What if the floor wears too?
The articles mentions "This explains three-legged stools are rarely wobbly"…
Hmm… Is this what happens when a journalist doesn’t believe an expert he is interviewing and adds "doubt" to what the expert says???
This explains why 2 and 2 rarely make 5.
(Except for very large values of 2 I guess)
"Intermediate value theory lets you find two points on any circle with the same temperature; you don’t need a whole sphere."
Or presumably any closed path. And presumably you can find infinitely many such pairs. In fact, for any point you can presumably find another point at the same temperature, unless the first point happens to be the highest or the lowest temperature.
I am not arguing with anyone, but wanted to clarify some things.
<quote:BryanK>
"It doesn’t matter how much you rotate the table (or move it, for that matter); you’ll never get the table to stop wobbling."
</quote:BryanK>
For the flat surface, the intermediate value is the only value. If any leg (or variable) does not have that particular length (value), it can never be on that surface.

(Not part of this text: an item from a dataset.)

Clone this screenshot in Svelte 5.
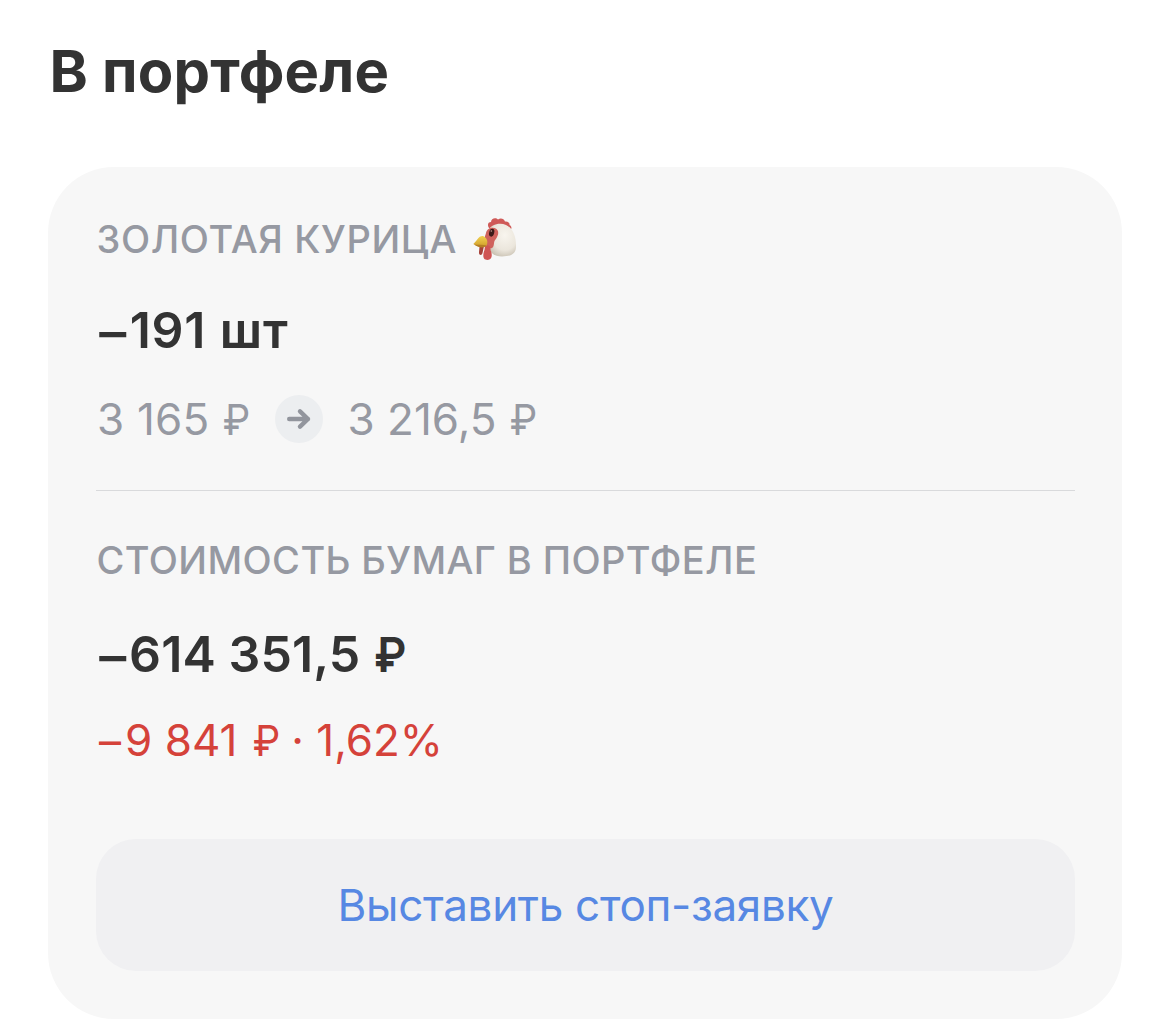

> For the flat surface, the intermediate value is the only value. If any leg (or variable) does not have that particular length (value), it can never be on that surface.
Yes, that’s pretty much what I (and dave) said (although the legs don’t need to have the same length: just the feet need to be coplanar). That’s why it’s not always possible to find an orientation where all four legs are on the surface, if the legs aren’t all the same length. :-)

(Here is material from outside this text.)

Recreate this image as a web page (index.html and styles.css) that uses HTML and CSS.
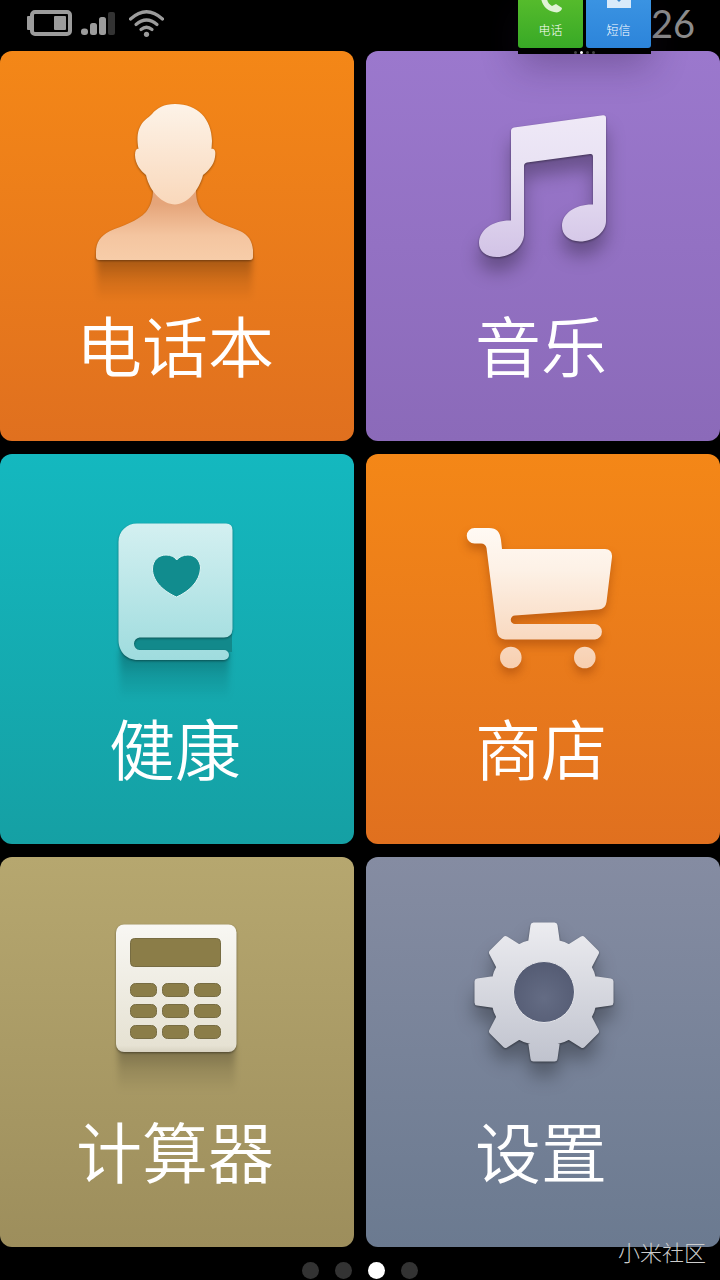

(*Sometimes* it is possible to find such an orientation, yes. But it depends on both the floor surface’s shape and the specific lengths of the table legs; if you change either of those, then it may not be possible anymore. You originally said "it will find some place that is deeper than the rest", but this is not always true: if there is no place that’s deeper than the rest, then the longer leg can’t find one.)